begin

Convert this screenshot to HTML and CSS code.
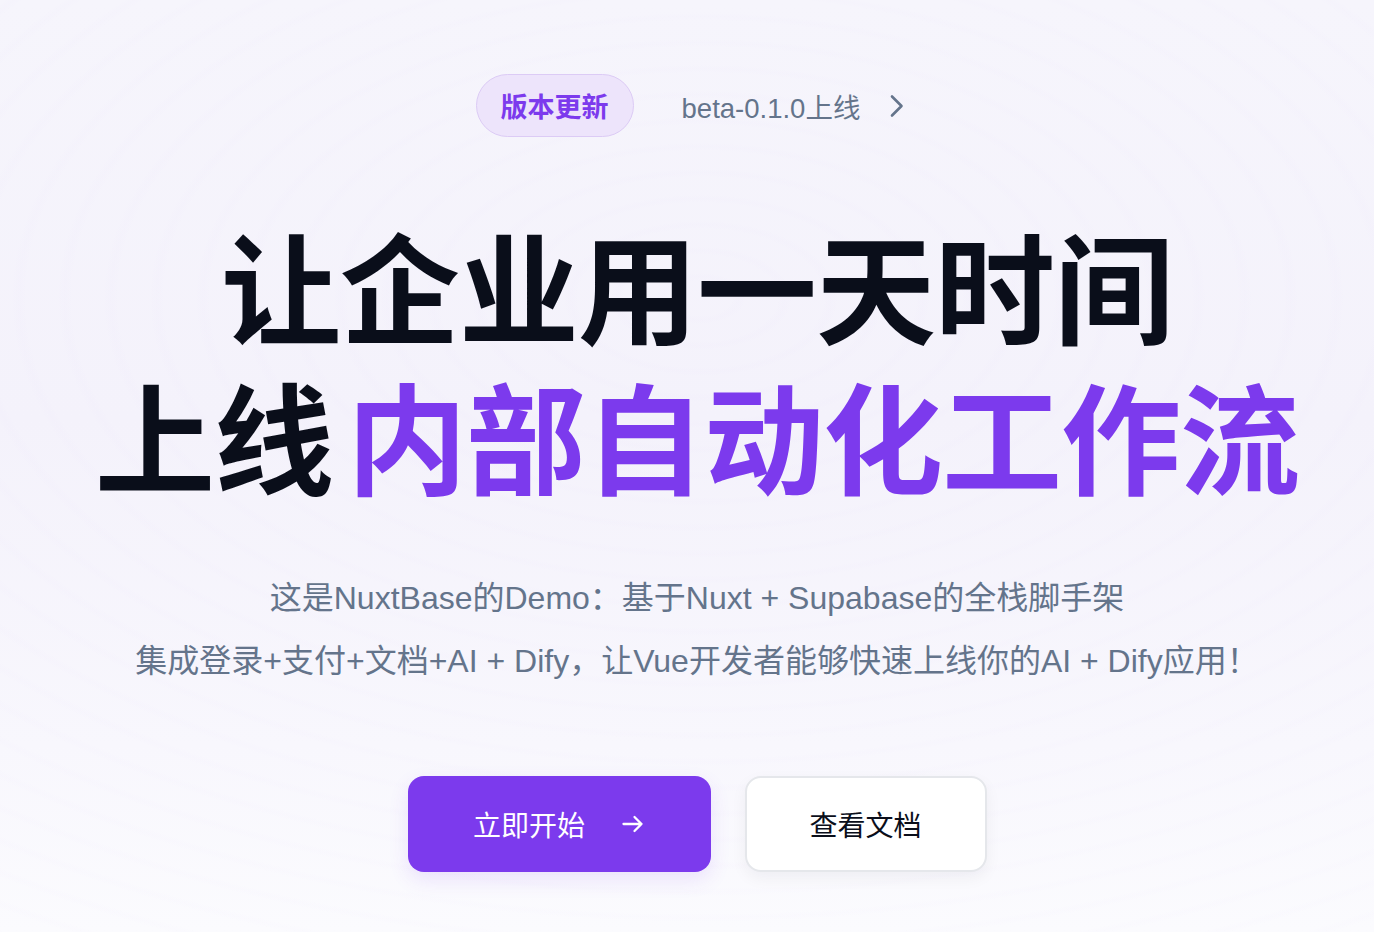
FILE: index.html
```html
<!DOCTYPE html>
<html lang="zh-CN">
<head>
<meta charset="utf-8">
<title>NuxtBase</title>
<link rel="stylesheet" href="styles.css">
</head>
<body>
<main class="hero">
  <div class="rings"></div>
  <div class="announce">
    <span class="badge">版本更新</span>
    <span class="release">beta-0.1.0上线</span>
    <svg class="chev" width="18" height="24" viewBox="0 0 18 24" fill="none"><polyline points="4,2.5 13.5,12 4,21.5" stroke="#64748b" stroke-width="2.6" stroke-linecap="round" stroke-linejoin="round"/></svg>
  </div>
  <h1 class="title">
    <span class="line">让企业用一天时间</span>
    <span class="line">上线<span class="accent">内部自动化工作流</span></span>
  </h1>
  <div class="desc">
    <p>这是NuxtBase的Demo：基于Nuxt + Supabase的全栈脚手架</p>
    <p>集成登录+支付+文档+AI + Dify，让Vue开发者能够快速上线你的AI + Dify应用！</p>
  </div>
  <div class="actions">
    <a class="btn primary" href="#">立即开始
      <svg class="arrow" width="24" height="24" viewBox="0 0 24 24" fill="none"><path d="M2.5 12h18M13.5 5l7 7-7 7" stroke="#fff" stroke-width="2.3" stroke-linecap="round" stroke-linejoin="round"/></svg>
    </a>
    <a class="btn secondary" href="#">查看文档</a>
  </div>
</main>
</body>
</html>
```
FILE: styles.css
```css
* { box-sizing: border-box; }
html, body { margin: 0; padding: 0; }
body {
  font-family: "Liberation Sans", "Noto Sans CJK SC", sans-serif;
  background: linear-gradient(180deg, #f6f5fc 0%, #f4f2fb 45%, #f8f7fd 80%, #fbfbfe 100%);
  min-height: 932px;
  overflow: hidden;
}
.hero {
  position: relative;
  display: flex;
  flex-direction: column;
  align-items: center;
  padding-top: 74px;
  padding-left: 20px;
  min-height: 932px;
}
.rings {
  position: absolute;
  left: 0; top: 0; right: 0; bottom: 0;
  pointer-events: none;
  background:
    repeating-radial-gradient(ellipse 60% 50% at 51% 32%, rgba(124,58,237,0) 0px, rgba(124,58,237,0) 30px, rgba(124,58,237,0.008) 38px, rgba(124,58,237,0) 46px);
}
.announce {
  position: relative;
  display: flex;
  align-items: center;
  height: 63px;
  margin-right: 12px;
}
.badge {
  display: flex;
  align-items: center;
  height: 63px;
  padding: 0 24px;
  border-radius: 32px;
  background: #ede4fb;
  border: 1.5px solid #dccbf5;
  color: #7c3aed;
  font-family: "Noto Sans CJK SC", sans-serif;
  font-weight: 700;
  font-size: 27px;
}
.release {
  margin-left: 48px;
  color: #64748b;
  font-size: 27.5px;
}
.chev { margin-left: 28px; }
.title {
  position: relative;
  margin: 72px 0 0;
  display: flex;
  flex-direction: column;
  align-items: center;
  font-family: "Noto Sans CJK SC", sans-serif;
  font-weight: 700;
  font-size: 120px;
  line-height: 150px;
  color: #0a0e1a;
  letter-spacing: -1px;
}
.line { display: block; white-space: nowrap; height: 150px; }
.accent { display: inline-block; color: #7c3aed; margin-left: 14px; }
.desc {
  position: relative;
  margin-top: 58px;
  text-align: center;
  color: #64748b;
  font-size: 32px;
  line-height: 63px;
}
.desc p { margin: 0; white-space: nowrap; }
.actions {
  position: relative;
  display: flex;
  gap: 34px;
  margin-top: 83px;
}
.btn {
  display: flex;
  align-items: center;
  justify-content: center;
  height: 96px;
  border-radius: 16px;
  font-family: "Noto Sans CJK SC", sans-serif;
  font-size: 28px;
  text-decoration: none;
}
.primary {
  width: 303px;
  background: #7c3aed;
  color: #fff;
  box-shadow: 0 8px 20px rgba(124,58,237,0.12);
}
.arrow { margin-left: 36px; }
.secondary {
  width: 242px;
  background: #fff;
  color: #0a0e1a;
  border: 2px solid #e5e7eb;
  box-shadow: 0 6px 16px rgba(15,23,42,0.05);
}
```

end

Extract the full listing exactly, with the pictures left out.

Convert this screenshot to HTML and CSS code.
FILE: index.html
```html
<!DOCTYPE html>
<html lang="zh-CN">
<head>
<meta charset="utf-8">
<title>NuxtBase</title>
<link rel="stylesheet" href="styles.css">
</head>
<body>
<main class="hero">
  <div class="rings"></div>
  <div class="announce">
    <span class="badge">版本更新</span>
    <span class="release">beta-0.1.0上线</span>
    <svg class="chev" width="18" height="24" viewBox="0 0 18 24" fill="none"><polyline points="4,2.5 13.5,12 4,21.5" stroke="#64748b" stroke-width="2.6" stroke-linecap="round" stroke-linejoin="round"/></svg>
  </div>
  <h1 class="title">
    <span class="line">让企业用一天时间</span>
    <span class="line">上线<span class="accent">内部自动化工作流</span></span>
  </h1>
  <div class="desc">
    <p>这是NuxtBase的Demo：基于Nuxt + Supabase的全栈脚手架</p>
    <p>集成登录+支付+文档+AI + Dify，让Vue开发者能够快速上线你的AI + Dify应用！</p>
  </div>
  <div class="actions">
    <a class="btn primary" href="#">立即开始
      <svg class="arrow" width="24" height="24" viewBox="0 0 24 24" fill="none"><path d="M2.5 12h18M13.5 5l7 7-7 7" stroke="#fff" stroke-width="2.3" stroke-linecap="round" stroke-linejoin="round"/></svg>
    </a>
    <a class="btn secondary" href="#">查看文档</a>
  </div>
</main>
</body>
</html>
```
FILE: styles.css
```css
* { box-sizing: border-box; }
html, body { margin: 0; padding: 0; }
body {
  font-family: "Liberation Sans", "Noto Sans CJK SC", sans-serif;
  background: linear-gradient(180deg, #f6f5fc 0%, #f4f2fb 45%, #f8f7fd 80%, #fbfbfe 100%);
  min-height: 932px;
  overflow: hidden;
}
.hero {
  position: relative;
  display: flex;
  flex-direction: column;
  align-items: center;
  padding-top: 74px;
  padding-left: 20px;
  min-height: 932px;
}
.rings {
  position: absolute;
  left: 0; top: 0; right: 0; bottom: 0;
  pointer-events: none;
  background:
    repeating-radial-gradient(ellipse 60% 50% at 51% 32%, rgba(124,58,237,0) 0px, rgba(124,58,237,0) 30px, rgba(124,58,237,0.008) 38px, rgba(124,58,237,0) 46px);
}
.announce {
  position: relative;
  display: flex;
  align-items: center;
  height: 63px;
  margin-right: 12px;
}
.badge {
  display: flex;
  align-items: center;
  height: 63px;
  padding: 0 24px;
  border-radius: 32px;
  background: #ede4fb;
  border: 1.5px solid #dccbf5;
  color: #7c3aed;
  font-family: "Noto Sans CJK SC", sans-serif;
  font-weight: 700;
  font-size: 27px;
}
.release {
  margin-left: 48px;
  color: #64748b;
  font-size: 27.5px;
}
.chev { margin-left: 28px; }
.title {
  position: relative;
  margin: 72px 0 0;
  display: flex;
  flex-direction: column;
  align-items: center;
  font-family: "Noto Sans CJK SC", sans-serif;
  font-weight: 700;
  font-size: 120px;
  line-height: 150px;
  color: #0a0e1a;
  letter-spacing: -1px;
}
.line { display: block; white-space: nowrap; height: 150px; }
.accent { display: inline-block; color: #7c3aed; margin-left: 14px; }
.desc {
  position: relative;
  margin-top: 58px;
  text-align: center;
  color: #64748b;
  font-size: 32px;
  line-height: 63px;
}
.desc p { margin: 0; white-space: nowrap; }
.actions {
  position: relative;
  display: flex;
  gap: 34px;
  margin-top: 83px;
}
.btn {
  display: flex;
  align-items: center;
  justify-content: center;
  height: 96px;
  border-radius: 16px;
  font-family: "Noto Sans CJK SC", sans-serif;
  font-size: 28px;
  text-decoration: none;
}
.primary {
  width: 303px;
  background: #7c3aed;
  color: #fff;
  box-shadow: 0 8px 20px rgba(124,58,237,0.12);
}
.arrow { margin-left: 36px; }
.secondary {
  width: 242px;
  background: #fff;
  color: #0a0e1a;
  border: 2px solid #e5e7eb;
  box-shadow: 0 6px 16px rgba(15,23,42,0.05);
}
```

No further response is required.